Подобные выступления и настроения сделали свое дело: Уткин и впрямь уверовал на какое-то время в собственную «мелкобуржуазность». Внушив себе, что выражение человеческих чувств в его творчестве – это издержки «буржуазного миросозерцания» и результат влияния «формализма и эстетства», поэт декларативно отрекся от своего лирического «я»:
А нам не положено вброд
Плестись
по сердечным постоям,
Когда современность
берет
Девятый
в бетон
Днепростроя.
(«Проблема формы»)
Под этим лозунгом идет развитие поэзии Уткина в 1929–1931 годы. Каясь в «отсутствии классовой четкости» в собственной лирике, Уткин обещает, что новые его работы будут свидетельствовать о происшедшем в его миросозерцании «переломе». [19]19
Иосиф Уткин. Признаю свои ошибки. – «Комсомольская правда», 1929, 21 декабря.

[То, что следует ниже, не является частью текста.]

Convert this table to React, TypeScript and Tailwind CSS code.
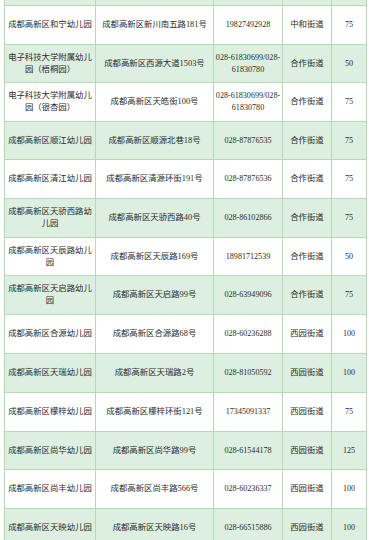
import React from 'react';

interface School {
  name: React.ReactNode;
  address: string;
  phone: React.ReactNode;
  street: string;
  seats: number;
  h: string;
}

const schools: School[] = [
  { name: '成都高新区和宁幼儿园', address: '成都高新区新川南五路181号', phone: '19827492928', street: '中和街道', seats: 75, h: 'h-[39px]' },
  {
    name: (<>电子科技大学附属幼儿<br />园（梧桐园）</>),
    address: '成都高新区西源大道1503号',
    phone: (<>028-61830699/028-<br />61830780</>),
    street: '合作街道',
    seats: 50,
    h: 'h-[38px]',
  },
  {
    name: (<>电子科技大学附属幼儿<br />园（银杏园）</>),
    address: '成都高新区天皓街100号',
    phone: (<>028-61830699/028-<br />61830780</>),
    street: '合作街道',
    seats: 75,
    h: 'h-[39px]',
  },
  { name: '成都高新区顺江幼儿园', address: '成都高新区顺源北巷18号', phone: '028-87876535', street: '合作街道', seats: 75, h: 'h-[38px]' },
  { name: '成都高新区清江幼儿园', address: '成都高新区清源环街191号', phone: '028-87876536', street: '合作街道', seats: 75, h: 'h-[39px]' },
  {
    name: (<>成都高新区天骄西路幼<br />儿园</>),
    address: '成都高新区天骄西路40号',
    phone: '028-86102866',
    street: '合作街道',
    seats: 75,
    h: 'h-[39px]',
  },
  {
    name: (<>成都高新区天辰路幼儿<br />园</>),
    address: '成都高新区天辰路169号',
    phone: '18981712539',
    street: '合作街道',
    seats: 50,
    h: 'h-[38px]',
  },
  {
    name: (<>成都高新区天启路幼儿<br />园</>),
    address: '成都高新区天启路99号',
    phone: '028-63949096',
    street: '合作街道',
    seats: 75,
    h: 'h-[39px]',
  },
  { name: '成都高新区合源幼儿园', address: '成都高新区合源路68号', phone: '028-60236288', street: '西园街道', seats: 100, h: 'h-[39px]' },
  { name: '成都高新区天瑞幼儿园', address: '成都高新区天瑞路2号', phone: '028-81050592', street: '西园街道', seats: 100, h: 'h-[39px]' },
  { name: '成都高新区檬梓幼儿园', address: '成都高新区檬梓环街121号', phone: '17345091337', street: '西园街道', seats: 75, h: 'h-[39px]' },
  { name: '成都高新区尚华幼儿园', address: '成都高新区尚华路99号', phone: '028-61544178', street: '西园街道', seats: 125, h: 'h-[38px]' },
  { name: '成都高新区尚丰幼儿园', address: '成都高新区尚丰路566号', phone: '028-60236337', street: '西园街道', seats: 100, h: 'h-[39px]' },
  { name: '成都高新区天映幼儿园', address: '成都高新区天映路16号', phone: '028-66515886', street: '西园街道', seats: 100, h: 'h-[39px]' },
];

const cols = 'grid grid-cols-[91px_118px_69px_49px_35px]';
const cell = 'flex items-center justify-center text-center border-r border-[#b3dcb3] whitespace-nowrap';

const App: React.FC = () => {
  return (
    <div
      className="w-[369px] h-[540px] overflow-hidden bg-white text-[#2b2b2b] text-[8.4px] leading-[12px]"
      style={{ fontFamily: '"Liberation Serif", "Noto Sans CJK SC", serif' }}
    >
      <div className="ml-[4px] w-[363px] border-l border-[#b3dcb3]">
        {/* tail of the row above, cut off by the viewport */}
        <div className={`${cols} h-[6px] bg-[#dcefe0] border-b border-[#b3dcb3]`}>
          <div className={cell} />
          <div className={cell} />
          <div className={cell} />
          <div className={cell} />
          <div className={cell} />
        </div>

        {schools.map((s, i) => (
          <div
            key={i}
            className={`${cols} ${s.h} border-b border-[#b3dcb3] ${i % 2 === 1 ? 'bg-[#dcefe0]' : 'bg-white'}`}
          >
            <div className={cell}>{s.name}</div>
            <div className={cell}>{s.address}</div>
            <div className={`${cell} text-[8.1px]`}>{s.phone}</div>
            <div className={cell}>{s.street}</div>
            <div className={`${cell} text-[8.1px]`}>{s.seats}</div>
          </div>
        ))}
      </div>
    </div>
  );
};

export default App;
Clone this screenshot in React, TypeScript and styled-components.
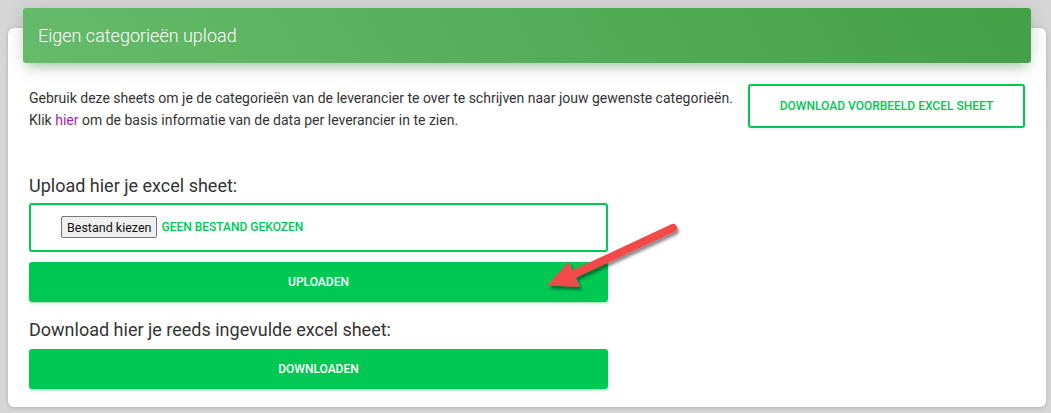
import styled, { createGlobalStyle } from 'styled-components';

const GlobalStyle = createGlobalStyle`
  html, body {
    margin: 0;
    padding: 0;
    background: #d6d6d6;
    font-family: Roboto, "Liberation Sans", Arial, sans-serif;
    color: #333;
  }
`;

const Page = styled.div`
  position: relative;
  width: 1051px;
  height: 413px;
  overflow: hidden;
  padding: 28px 5px 0 8px;
  box-sizing: border-box;
`;

const Card = styled.div`
  display: flow-root;
  background: #fff;
  border-radius: 6px;
  box-shadow: 0 1px 4px 0 rgba(0, 0, 0, 0.18);
  height: 379px;
  box-sizing: border-box;
`;

const CardHeader = styled.div`
  margin: -20px 15px 0;
  height: 55px;
  border-radius: 3px;
  background: linear-gradient(60deg, #66bb6a, #43a047);
  box-shadow: 0 4px 20px 0 rgba(0, 0, 0, 0.14), 0 7px 10px -5px rgba(76, 175, 80, 0.4);
  display: flex;
  align-items: center;
  padding: 0 15px;
`;

const Title = styled.h4`
  margin: 0;
  color: #fff;
  font-size: 18px;
  font-weight: 300;
  line-height: 1;
`;

const CardBody = styled.div`
  padding: 21px 21px 0 21px;
`;

const IntroRow = styled.div`
  display: flex;
  justify-content: space-between;
  align-items: flex-start;
`;

const Intro = styled.p`
  margin: 3px 0 0;
  font-size: 14px;
  line-height: 22px;
  color: #333;
`;

const Link = styled.a`
  color: #9c27b0;
  text-decoration: none;
`;

const OutlineButton = styled.button`
  width: 277px;
  height: 44px;
  background: #fff;
  border: 2px solid #00c853;
  border-radius: 3px;
  color: #00c853;
  font-family: inherit;
  font-size: 12px;
  font-weight: 500;
  text-transform: uppercase;
  cursor: pointer;
  box-shadow: 0 1px 3px rgba(0, 0, 0, 0.08);
`;

const Column = styled.div`
  width: 579px;
  display: flex;
  flex-direction: column;
`;

const SectionLabel = styled.h5<{ $top: number }>`
  margin: ${({ $top }) => $top}px 0 0;
  font-size: 18px;
  font-weight: 400;
  line-height: 22px;
  height: 22px;
  color: #333;
`;

const FileBox = styled.label`
  margin-top: 6px;
  height: 49px;
  box-sizing: border-box;
  border: 2px solid #00c853;
  border-radius: 3px;
  display: flex;
  align-items: flex-start;
  padding: 11px 30px 0;
  gap: 4px;
  cursor: pointer;

  input {
    display: none;
  }
`;

const FakeFileButton = styled.span`
  height: 22px;
  box-sizing: border-box;
  padding: 0 5px;
  display: inline-flex;
  align-items: center;
  background: #efefef;
  border: 1px solid #767676;
  border-radius: 2px;
  font-size: 12.5px;
  color: #111;
`;

const FileName = styled.span`
  height: 22px;
  display: inline-flex;
  align-items: center;
  color: #00c853;
  font-size: 12px;
  font-weight: 500;
  text-transform: uppercase;
`;

const SolidButton = styled.button<{ $top: number }>`
  margin-top: ${({ $top }) => $top}px;
  height: 40px;
  width: 100%;
  border: none;
  border-radius: 3px;
  background: #00c853;
  color: #fff;
  font-family: inherit;
  font-size: 12px;
  font-weight: 500;
  text-transform: uppercase;
  cursor: pointer;
  box-shadow: 0 2px 2px 0 rgba(0, 200, 83, 0.14), 0 3px 1px -2px rgba(0, 200, 83, 0.2),
    0 1px 5px 0 rgba(0, 200, 83, 0.12);
`;

const Arrow = styled.svg`
  position: absolute;
  left: 540px;
  top: 215px;
  width: 150px;
  height: 85px;
  pointer-events: none;
  overflow: visible;
`;

export default function App() {
  return (
    <>
      <GlobalStyle />
      <Page>
        <Card>
          <CardHeader>
            <Title>Eigen categorieën upload</Title>
          </CardHeader>
          <CardBody>
            <IntroRow>
              <Intro>
                Gebruik deze sheets om je de categorieën van de leverancier te over te schrijven naar jouw gewenste
                categorieën.
                <br />
                Klik <Link href="#">hier</Link> om de basis informatie van de data per leverancier in te zien.
              </Intro>
              <OutlineButton>Download voorbeeld excel sheet</OutlineButton>
            </IntroRow>
            <Column>
              <SectionLabel $top={44}>Upload hier je excel sheet:</SectionLabel>
              <FileBox>
                <input type="file" />
                <FakeFileButton>Bestand kiezen</FakeFileButton>
                <FileName>Geen bestand gekozen</FileName>
              </FileBox>
              <SolidButton $top={10}>Uploaden</SolidButton>
              <SectionLabel $top={17}>Download hier je reeds ingevulde excel sheet:</SectionLabel>
              <SolidButton $top={8}>Downloaden</SolidButton>
            </Column>
          </CardBody>
        </Card>
        <Arrow viewBox="0 0 150 85">
          <defs>
            <filter id="arrowShadow" x="-20%" y="-20%" width="140%" height="160%">
              <feDropShadow dx="2" dy="3" stdDeviation="1.5" floodColor="#000" floodOpacity="0.45" />
            </filter>
          </defs>
          <g filter="url(#arrowShadow)" fill="#f24949" stroke="#f24949">
            <line x1="133" y1="13" x2="30" y2="61" strokeWidth="8" strokeLinecap="round" />
            <polygon points="8,70 28.6,47.7 39.4,71.3" strokeWidth="1" strokeLinejoin="round" />
          </g>
        </Arrow>
      </Page>
    </>
  );
}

[Закрыть]Эти новые работы появляются в январском номере «Молодой гвардии» за 1930 год. В первой из них – программном стихотворении «Герой нашего времени» (1929) – поэт провозглашает новую тему и нового героя своего творчества. Задача поэта отныне – писать о рабочей Москве, о трудовом дне рабочих, «кроющих» абстрактный «чудовищный» бак, о возвращающемся после работы домой усталом «соседе» (также обрисованном совершенно обобщенно). В другом программном стихотворении, «Проблема хлебопшена» (1929), автор пытается говорить уже непосредственно от имени нового героя, который (опять-таки надуманно) решает дилемму: что в первую очередь нужно «питать»: собственные желудки или плавильную печь? Второе – безоговорочно решает герой (и поэт вместе с ним), – дабы не возродился в стране «трехцветный позор» (империя), страшные призраки которого он совершенно явственно себе представляет. Стихотворение это, как и другие подобного рода, написано в несвойственном Уткину схематичном и весьма примитивном плане. Мысль, выраженная в заключительном аккорде стихотворения: «личность, домашности – в стороне, – давайте скажем стране» – звучит неточно и неубедительно, а главное – упрощенно. Проблему нехватки «хлебопшена», то есть временных материальных затруднений, поэт неправомерно связывает с необходимостью оставить на время «в стороне» человеческую личность вообще…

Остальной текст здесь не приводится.